Non vi aspettate ora che possa farvi una specie di riassunto del libro. Non è possibile. Non per niente si apre con la ricetta della “minestra maritata”, antico piatto natalizio napoletano dalle origini molteplici che hanno dato luogo ad altrettanto numerose versioni regionali (fra le quali, l’avreste mai detto?, la cassœula lombarda): che qui diventa metafora di un connubio di sapori che poi è anche quello da cui nasce il libro in questione. Però preparatevi a un percorso sul cibo che lo considera in una prospettiva evoluzionistica, culturale (le diete, gli orari e il tempo del mangiare, la produzione della pasta, la convivialità come fatto sociale, persino religioso), psicologica (le fisse del consumatore, la convivialità come forma d’amore, la metafora del nutrimento, la richiesta di soluzioni chirurgiche agli eccessi della tavola).

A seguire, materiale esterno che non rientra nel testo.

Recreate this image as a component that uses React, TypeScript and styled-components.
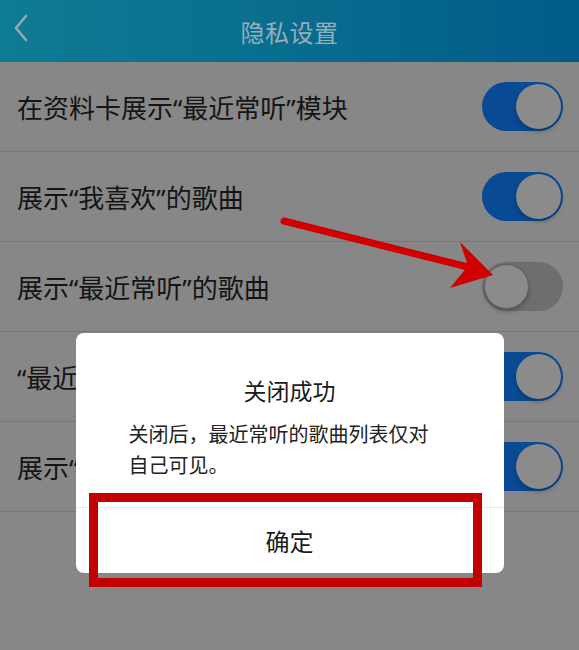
import React, { FunctionComponent } from "react";
import styled, { createGlobalStyle } from "styled-components";

const GlobalStyle = createGlobalStyle`
  html, body {
    margin: 0;
    padding: 0;
    background: #878787;
  }
  * {
    box-sizing: border-box;
  }
`;

type Setting = { label: string; on: boolean };

const settings: Setting[] = [
  { label: "在资料卡展示“最近常听”模块", on: true },
  { label: "展示“我喜欢”的歌曲", on: true },
  { label: "展示“最近常听”的歌曲", on: false },
  { label: "“最近常听”仅展示公开歌曲", on: true },
  { label: "展示“我创建的歌单”", on: true },
];

const App: FunctionComponent = () => (
  <>
    <GlobalStyle />
    <Screen>
      <Header>
        <BackButton aria-label="返回">
          <svg width="16" height="28" viewBox="0 0 16 28" fill="none">
            <path
              d="M13 2 L3 14 L13 26"
              stroke="#93aab6"
              strokeWidth="2.6"
              strokeLinecap="round"
              strokeLinejoin="round"
            />
          </svg>
        </BackButton>
        <Title>隐私设置</Title>
      </Header>

      <List>
        {settings.map((s) => (
          <Row key={s.label}>
            <Label>{s.label}</Label>
            <Track $on={s.on}>
              <Knob $on={s.on} />
            </Track>
          </Row>
        ))}
      </List>

      <Backdrop>
        <Dialog>
          <DialogTitle>关闭成功</DialogTitle>
          <DialogBody>关闭后，最近常听的歌曲列表仅对自己可见。</DialogBody>
          <ConfirmButton>确定</ConfirmButton>
        </Dialog>
      </Backdrop>

      <ArrowLayer width="579" height="650" viewBox="0 0 579 650">
        <line
          x1="284"
          y1="221"
          x2="472"
          y2="268"
          stroke="#d10000"
          strokeWidth="7"
          strokeLinecap="round"
        />
        <path d="M493 275 L460 242 L468 266 L450 288 Z" fill="#d10000" />
      </ArrowLayer>
      <HighlightBox />
    </Screen>
  </>
);

export default App;

const Screen = styled.div`
  position: relative;
  width: 579px;
  height: 650px;
  overflow: hidden;
  background: #878787;
  font-family: "Noto Sans CJK SC", "Noto Sans", sans-serif;
`;

const Header = styled.header`
  height: 62px;
  display: flex;
  align-items: center;
  justify-content: center;
  position: relative;
  background: linear-gradient(90deg, #0f7b94 0%, #086b8e 55%, #005b88 100%);
`;

const BackButton = styled.div`
  position: absolute;
  left: 13px;
  top: 14px;
  display: flex;
`;

const Title = styled.h1`
  margin: 0;
  font-size: 24px;
  font-weight: 400;
  color: #98aebb;
  letter-spacing: 0.5px;
`;

const List = styled.div`
  display: flex;
  flex-direction: column;
`;

const Row = styled.div`
  height: 90px;
  display: flex;
  align-items: center;
  justify-content: space-between;
  padding: 0 16px 0 17px;
  border-bottom: 1px solid #767676;
`;

const Label = styled.span`
  font-family: "Noto Sans", "Noto Sans CJK SC", sans-serif;
  font-size: 26px;
  color: #151515;
`;

const Track = styled.div<{ $on: boolean }>`
  width: 81px;
  height: 49px;
  border-radius: 25px;
  padding: 2px;
  display: flex;
  justify-content: ${({ $on }) => ($on ? "flex-end" : "flex-start")};
  align-items: center;
  background: ${({ $on }) => ($on ? "#094a94" : "#6e6e6e")};
`;

const Knob = styled.div<{ $on: boolean }>`
  width: 45px;
  height: 45px;
  border-radius: 50%;
  background: #8b8b8b;
  border: ${({ $on }) => ($on ? "none" : "1px solid #5e5e5e")};
  box-shadow: 0 3px 4px rgba(0, 0, 0, 0.22);
`;

const Backdrop = styled.div`
  position: absolute;
  inset: 0;
  display: flex;
  flex-direction: column;
  align-items: center;
  padding-top: 333px;
`;

const Dialog = styled.div`
  width: 428px;
  background: #ffffff;
  border-radius: 8px;
  display: flex;
  flex-direction: column;
  padding-top: 41px;
  overflow: hidden;
`;

const DialogTitle = styled.h2`
  margin: 0;
  text-align: center;
  font-size: 23px;
  line-height: 32px;
  font-weight: 400;
  color: #1a1a1a;
`;

const DialogBody = styled.p`
  margin: 12px 0 0;
  padding: 0 60px 0 53px;
  font-size: 20px;
  line-height: 31px;
  color: #222222;
`;

const ConfirmButton = styled.div`
  margin-top: 27px;
  height: 66px;
  border-top: 1px solid #ececec;
  display: flex;
  align-items: center;
  justify-content: center;
  font-size: 24px;
  color: #1a1a1a;
`;

const ArrowLayer = styled.svg`
  position: absolute;
  left: 0;
  top: 0;
  pointer-events: none;
`;

const HighlightBox = styled.div`
  position: absolute;
  left: 89px;
  top: 493px;
  width: 393px;
  height: 94px;
  border: 9px solid #c30000;
  pointer-events: none;
`;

Il libro è profondo, brillante, divertente e ben scritto. Le voci sono veramente ben mescolate, scusate la metafora. Lo stile è perfettamente coerente col contenuto, e ne fa ancora di più un’occasione di divertimento e di apprendimento calvinianamente “leggero” (e peraltro citazioni calviniane non casualmente ricorrono qua e là). E riguardo le due domande che state per farmi, quello che so dire è: 1) sì, il volume mi pare piuttosto ben reperibile quanto meno nelle librerie on line; e 2) no, non so bene quale sia il vino migliore da abbinare alla sua lettura. Ma voi scegliete il vostro preferito e poi fatemi sapere come si accompagna.
Ho appreso della morte del curatore del libro, Giuseppe Viparelli, Nello per gli amici, una volta terminata la stesura di questa segnalazione. Scelgo di lasciarla così, col suo tono “leggero” che mi ha ispirato la lettura di Tra vita e girovita. È il mio modo di esprimere gratitudine per chi riesce a restituire bellezza e piacere a questa professione.
Gli amici più cari (fra cui molti contributori di questo libro) hanno dato vita all’“Associazione Nello Viparelli” (cliccate per la pagina Facebook), di cui è presidente onorario Mauro Ceruti. La pubblicazione del libro e la sua presentazione sono tra le prime iniziative dell’Associazione.
Nello Viparelli lavorava all’Ospedale dei Colli, era psichiatra, con doppia formazione analitica e sistemico-relazionale.